Why terrarium makers love it
Behind glass, bun moss is a star. It holds its domed shape for years where a carpet moss would simply spread flat, so it gives a terrarium hills, structure and a sense of miniature landscape. It tolerates the high humidity of a closed jar beautifully. A couple of bun cushions set as low hills with a feather moss running between them is the backbone of many a good terrarium; the species roundup is in the best mosses for a terrarium.
Keeping it
Give bun moss what it has in the wild: shade, steady damp and acidic, low-nutrient conditions, watered with rainwater rather than hard tap. It resents lime and bright sun.
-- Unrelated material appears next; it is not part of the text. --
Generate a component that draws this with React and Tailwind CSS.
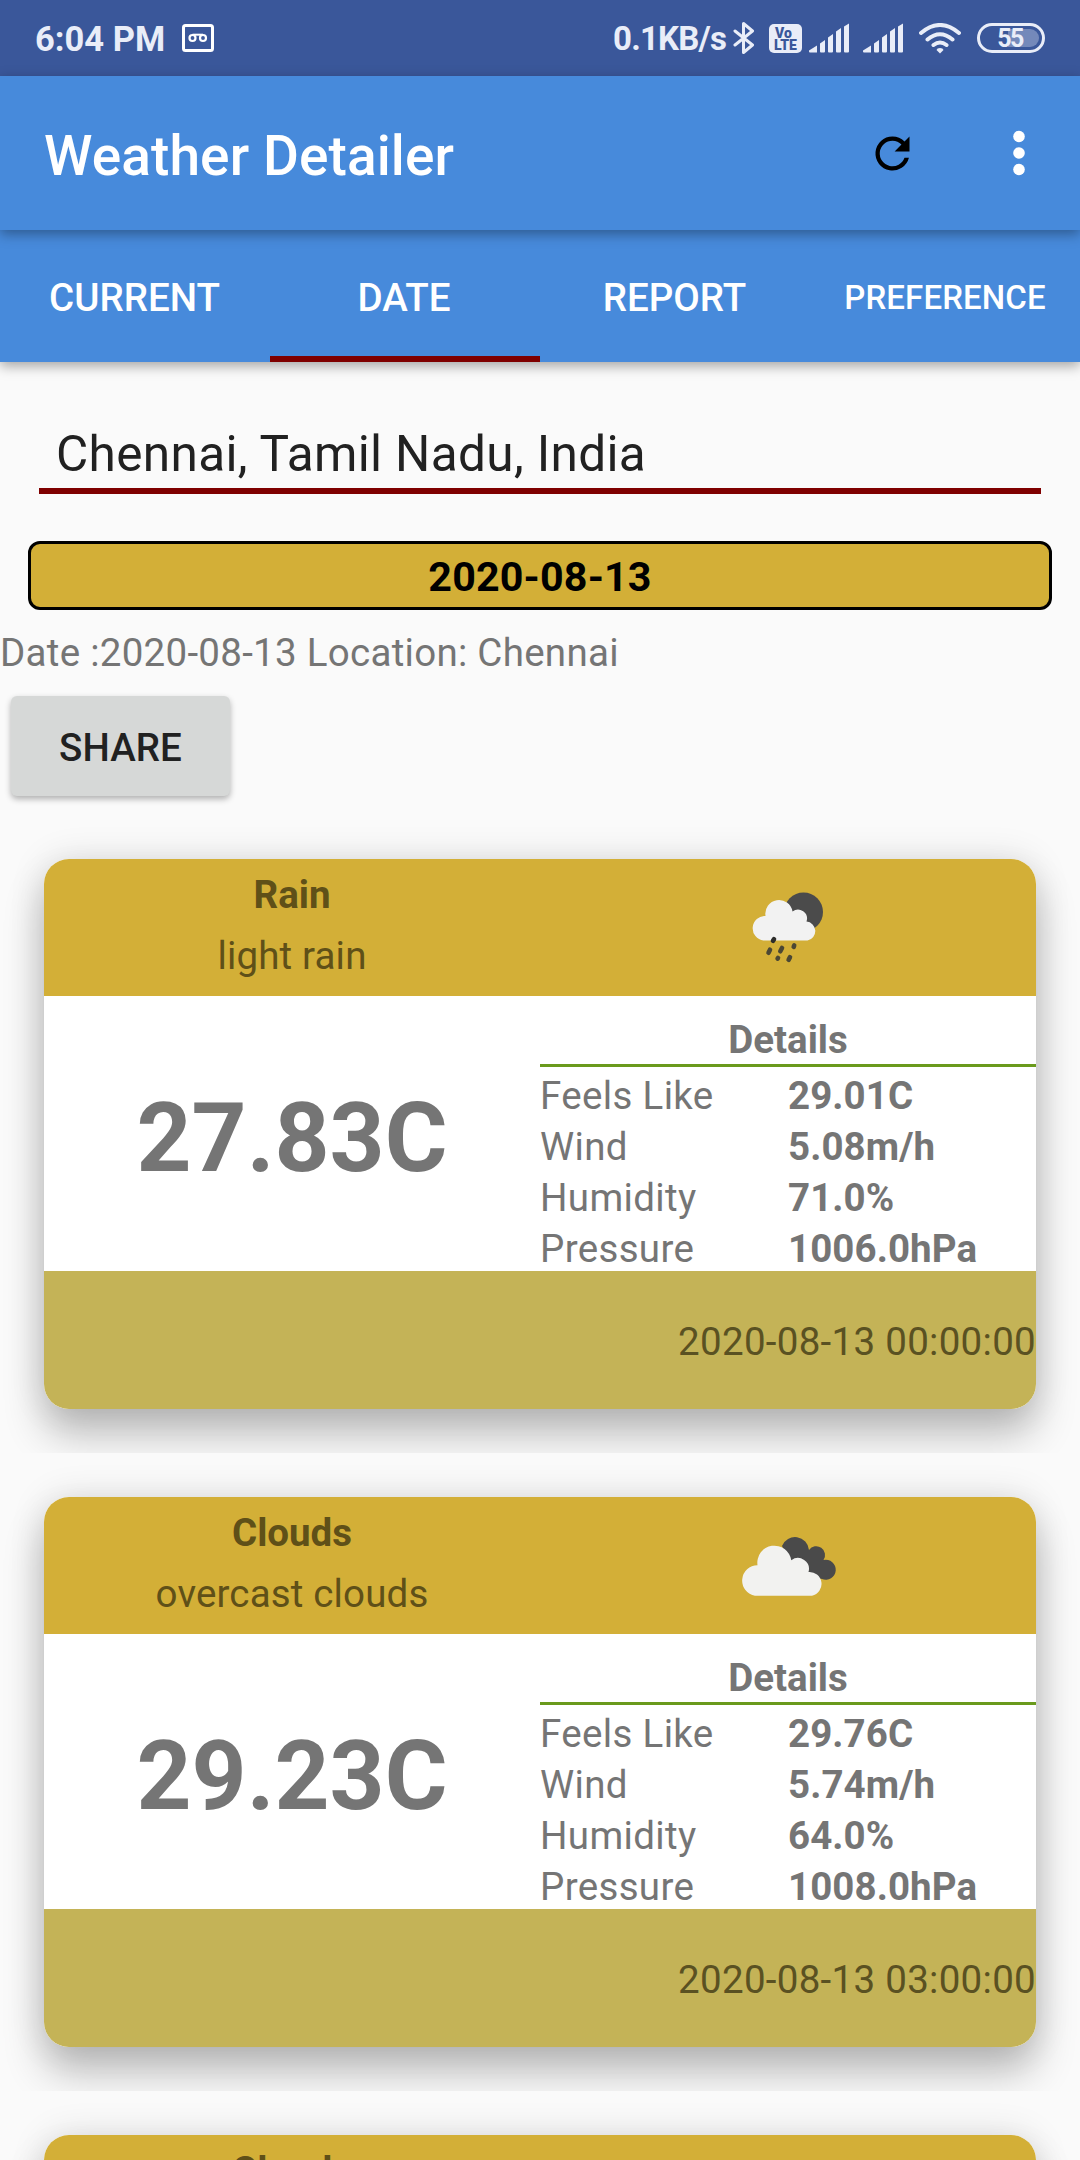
import React from "react";

function RainIcon() {
  return (
    <svg className="h-[140px] w-[200px] shrink-0" viewBox="0 0 200 140">
      <circle cx="104.5" cy="52" r="19.5" fill="#4b4b4b" />
      <path d="M64.500 80.500A12.300 12.300 0 0 1 66.500 56A13.500 13.500 0 0 1 93.500 51.500A9 9 0 0 1 107.500 61.500A9.600 9.600 0 0 1 108.500 80.500Z" fill="#f2f2f2" />
      <g stroke="#4b4734" strokeWidth="4.600" strokeLinecap="round">
        <path d="M75 79.200L74 80.800" stroke="#2d2d2b" />
        <path d="M71 89.700L69.500 92.800M83 88L81.300 91.300M95.200 85.500L94.700 86.800M79 98L78.600 98.600M91 97.200L89.600 99.800" />
      </g>
    </svg>
  );
}

function CloudsIcon() {
  return (
    <svg className="h-[140px] w-[200px] shrink-0" viewBox="0 -2 200 140">
      <path d="M83 46A14 14 0 0 1 110 50A8.700 8.700 0 0 1 124.500 60A10 10 0 1 1 123 79L96 72Z" fill="#4a4a4a" />
      <path d="M56 95.700A15.300 15.300 0 0 1 58.500 65.300A17 17 0 0 1 92.300 60.200A11 11 0 0 1 109.500 72A12 12 0 0 1 113 95.700Z" fill="#f2f2f0" />
    </svg>
  );
}

function Signal() {
  return (
    <svg className="h-[30px] w-[42px] shrink-0" viewBox="0 0 42 30" fill="#e9edf8">
      <path d="M1 29.500Q0 29.500 0 28.500V27.500L8 22.500V29.500ZM11 20.500L16 17V28.500Q16 29.500 15 29.500H12Q11 29.500 11 28.500ZM19 14.500L24 11V28.500Q24 29.500 23 29.500H20Q19 29.500 19 28.500ZM27 8.500L32 5V28.500Q32 29.500 31 29.500H28Q27 29.500 27 28.500ZM35 3.500L40 0.500V28.500Q40 29.500 39 29.500H36Q35 29.500 35 28.500Z" />
    </svg>
  );
}

function StatusBar() {
  return (
    <header className="flex h-[76px] items-center bg-[#3a579a] text-[#e9edf8]">
      <span className="ml-[35px] w-[147px] whitespace-nowrap pt-[2px] text-[34.500px] leading-[40px] font-bold">6:04 PM</span>
      <svg className="h-[28px] w-[32px] shrink-0" viewBox="0 0 32 28" fill="none" stroke="#fff">
        <rect x="1.500" y="1.500" width="29" height="25" rx="2" strokeWidth="3" />
        <circle cx="10.500" cy="14" r="3" strokeWidth="2.200" />
        <circle cx="21" cy="14" r="3" strokeWidth="2.200" />
        <path d="M10.500 10.700H21" strokeWidth="2" />
      </svg>
      <span className="ml-[399px] w-[120px] shrink-0 whitespace-nowrap pt-[2px] text-[33px] leading-[40px] font-bold tracking-[-0.800px]">0.1KB/s</span>
      <svg className="h-[34px] w-[22px] shrink-0" viewBox="0 0 22 34" fill="none" stroke="#e9edf8" strokeWidth="3" strokeLinejoin="round" strokeLinecap="round">
        <path d="M2 10L19.500 24L10.500 31.500V2.500L19.500 10L2 24" />
      </svg>
      <span className="ml-[14px] flex h-[29px] w-[33px] shrink-0 flex-col items-center justify-center rounded-[5px] bg-[#e9edf8] pt-[1px] text-[14px] leading-[12px] font-black text-[#3a579a]">
        <span className="mr-[4px]">Vo</span>
        <span>LTE</span>
      </span>
      <span className="ml-[7px] flex gap-[12px]">
        <Signal />
        <Signal />
      </span>
      <svg className="ml-[14px] h-[31px] w-[42px] shrink-0" viewBox="0 0 42 31" fill="none" stroke="#e9edf8" strokeWidth="4" strokeLinecap="round">
        <path d="M2 10Q21 -6 40 10M8.500 16.500Q21 6 33.500 16.500M14.500 22Q21 17 27.500 22" />
        <path d="M21 25Q24 25 24.500 27L21 30.500L17.500 27Q18 25 21 25Z" fill="#e9edf8" stroke="none" />
      </svg>
      <span className="ml-[16px] flex h-[30px] w-[68px] shrink-0 rounded-full border-[3px] border-[#e9edf8] p-[3px]">
        <span className="flex w-full items-center justify-center rounded-full bg-linear-to-r from-transparent from-45% to-[#7489ba] to-45% pt-[1px] pr-[2px] text-[25px] leading-[20px] font-bold tracking-[-1.500px]">55</span>
      </span>
    </header>
  );
}

function AppBar() {
  return (
    <div className="relative z-20 flex h-[154px] items-center bg-[#478adb] text-white shadow-[0_4px_12px_rgba(0,0,0,0.35)]">
      <h1 className="ml-[44px] flex-1 pt-[5px] text-[55px] leading-[64px] font-medium tracking-[0.1px]">Weather Detailer</h1>
      <svg className="mr-[95px] h-[51px] w-[51px]" viewBox="0 0 24 24" fill="#000">
        <path d="M17.650 6.350A7.958 7.958 0 0 0 12 4a8 8 0 1 0 7.730 10h-2.080A6 6 0 1 1 12 6c1.660 0 3.140.690 4.220 1.780L13 11h7V4z" />
      </svg>
      <svg className="mr-[55px] h-[46px] w-[12px]" viewBox="0 0 12 46" fill="#fff">
        <circle cx="6" cy="6.500" r="5.800" />
        <circle cx="6" cy="23" r="5.800" />
        <circle cx="6" cy="39.500" r="5.800" />
      </svg>
    </div>
  );
}

function Tabs() {
  return (
    <nav className="relative z-10 grid h-[132px] grid-cols-4 grid-rows-[132px] bg-[#478adb] text-center text-[38.500px] leading-[136px] font-medium text-white shadow-[0_4px_12px_rgba(0,0,0,0.35)]">
      <span className="pr-[1px]">CURRENT</span>
      <span className="h-[132px] border-b-[6px] border-[#7f0000] pr-[2px]">DATE</span>
      <span className="pr-[1px]">REPORT</span>
      <span className="text-[33px] tracking-[0.1px]">PREFERENCE</span>
    </nav>
  );
}

function WeatherCard({ title, description, icon, temp, details, time }) {
  return (
    <section className="h-[638px] shrink-0 overflow-hidden px-[44px] pt-[44px]">
      <div className="rounded-[25px] shadow-[0_26px_40px_rgba(0,0,0,0.24),0_0_36px_rgba(0,0,0,0.12)]">
        <div className="flex h-[550px] flex-col overflow-hidden rounded-[25px] bg-white text-[38.500px] text-[#757575]">
          <div className="grid h-[137px] shrink-0 grid-cols-2 bg-[#d3af37] text-center text-[#5f5018]">
            <div className="pt-[10px]">
              <div className="h-[61px] leading-[51px] font-bold">{title}</div>
              <div className="leading-[51px] tracking-[0.004em]">{description}</div>
            </div>
            <div className="flex h-[137px] items-start justify-center pt-[1px] pl-[22px]">{icon}</div>
          </div>
          {details && (
            <>
              <div className="grid h-[275px] shrink-0 grid-cols-2">
                <div className="pt-[5px] text-center text-[96px] leading-[275px] font-bold">{temp}</div>
                <div className="pt-[18px]">
                  <div className="h-[53px] border-b-[3px] border-[#6a9a1c] text-center leading-[51px] font-bold">Details</div>
                  <div className="pt-[3px]">
                    {details.map(([label, value]) => (
                      <div key={label} className="grid h-[51px] grid-cols-2 leading-[51px]">
                        <span className="tracking-[0.009em]">{label}</span>
                        <span className="font-bold tracking-[0.002em]">{value}</span>
                      </div>
                    ))}
                  </div>
                </div>
              </div>
              <div className="h-[138px] bg-[#c4b357] text-right leading-[142px] tracking-[0.0075em] text-[#5a5122]">{time}</div>
            </>
          )}
        </div>
      </div>
    </section>
  );
}

const cards = [
  {
    title: "Rain",
    description: "light rain",
    icon: <RainIcon />,
    temp: "27.83C",
    details: [["Feels Like", "29.01C"], ["Wind", "5.08m/h"], ["Humidity", "71.0%"], ["Pressure", "1006.0hPa"]],
    time: "2020-08-13 00:00:00",
  },
  {
    title: "Clouds",
    description: "overcast clouds",
    icon: <CloudsIcon />,
    temp: "29.23C",
    details: [["Feels Like", "29.76C"], ["Wind", "5.74m/h"], ["Humidity", "64.0%"], ["Pressure", "1008.0hPa"]],
    time: "2020-08-13 03:00:00",
  },
  { title: "Clouds" },
];

export default function App() {
  return (
    <div className="flex h-[2160px] w-[1080px] flex-col overflow-hidden bg-[#fafafa] font-[Roboto,sans-serif]">
      <StatusBar />
      <AppBar />
      <Tabs />
      <main className="flex flex-1 flex-col overflow-hidden">
        <div className="mx-[39px] mt-[62px] h-[70px] shrink-0 border-b-[6px] border-[#7f0000] pl-[17px] text-[49.500px] leading-[60px] tracking-[0.007em] text-[#212121]">
          Chennai, Tamil Nadu, India
        </div>
        <div className="mx-[28px] mt-[47px] h-[69px] shrink-0 rounded-[12px] border-[3px] border-black bg-[#d3af37] text-center text-[41.250px] leading-[66px] font-bold tracking-[0.15px] text-black">
          2020-08-13
        </div>
        <div className="mt-[17px] h-[51px] shrink-0 text-[38.500px] leading-[51px] tracking-[0.0072em] text-[#757575]">
          Date :2020-08-13 Location: Chennai
        </div>
        <button className="mt-[18px] mb-[19px] ml-[11px] h-[100px] w-[219px] shrink-0 rounded-[6px] bg-[#d6d8d7] pt-[3px] text-[38.500px] font-medium tracking-[0.1px] text-[#212121] shadow-[0_3px_6px_rgba(0,0,0,0.3)]">
          SHARE
        </button>
        {cards.map((card, i) => (
          <WeatherCard key={i} {...card} />
        ))}
      </main>
    </div>
  );
}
It is slower to spread than the carpet mosses, so treat it as a specimen to place rather than a quick cover, and if you collect it from the wild take single small cushions from where it is plentiful rather than clearing a patch, as set out in collecting moss responsibly.
Beyond the terrarium
The same domed habit that suits a glass case earns bun moss a place in Japanese-style moss gardens, in shady pots and around the foot of a bonsai, wherever a rounded cushion reads better than a flat sheet. It sits well on a mossy log or a shaded rock in the garden, so long as the ground is acid and never bakes dry. Because it grows slowly and keeps its shape, a well-placed cushion stays looking deliberate for years rather than sprawling out of its spot, which is exactly why designers reach for it. Keep it out of lime and drying wind, water it with rain, and a single bun will hold its place season after season with almost no attention.